David Bapst
2018-10-27 17:37:40 UTC
Hi all,
I was interested if anyone was familiar with R code that can estimate an
extended majority consensus tree (referred to as an 'allcompat' tree by the
sumt command in MrBayes)? This is a fully bifurcating summary of a tree
posterior, where each clade is maximally resolved by the split that is most
abundant in the considered post-burn-in posterior (i.e., that split which
has the plurality, if not the majority - the highest posterior probability
of any other competing, conflicting splits recovered within the posterior.
So, I guess one could also call these plurality consensus trees...).

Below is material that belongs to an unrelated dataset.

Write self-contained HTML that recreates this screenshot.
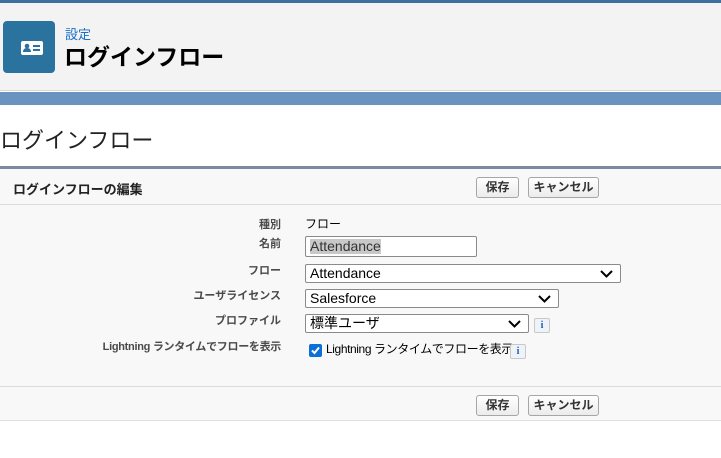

The ape function `consensus` seemed promising at first, as it takes a `p`
argument which at 1 returns the strict consensus (the default), and at 0.5
returns the majority rule consensus (effectively the same as the
'halfcompat' option in MrBayes). So, I thought, I wonder what happens if I
set `p` below 0.5 - you could imagine that the extended majority consensus
is basically a similar threshold algorithm, but accepting solutions
(splits) of any frequency of occurrence in the tree set, so effectively
p~0.
Unfortunately, that is not how that works out, as `consensus` simply
assembles all splits with a frequency above the `p` value, but doesn't
discard conflicting splits. This means you can theoretically get more
resolved consensus trees below 0.5, but in practical terms your ability to
recover reasonable tree objects lasts until the frequency drops to the
point that you begin to accept conflicting splits.
Here's some code based off a phangorn example where I can do consensus to
get a more resolved tree as I delve into lower `p` values - you can see I
get a reasonable (if you think the extended majority rule ), more resolved
tree at `p = 0.4`, but at `p = 0.2` there are conflicting splits accepted,
such that the tree output no longer has a rational tree structure.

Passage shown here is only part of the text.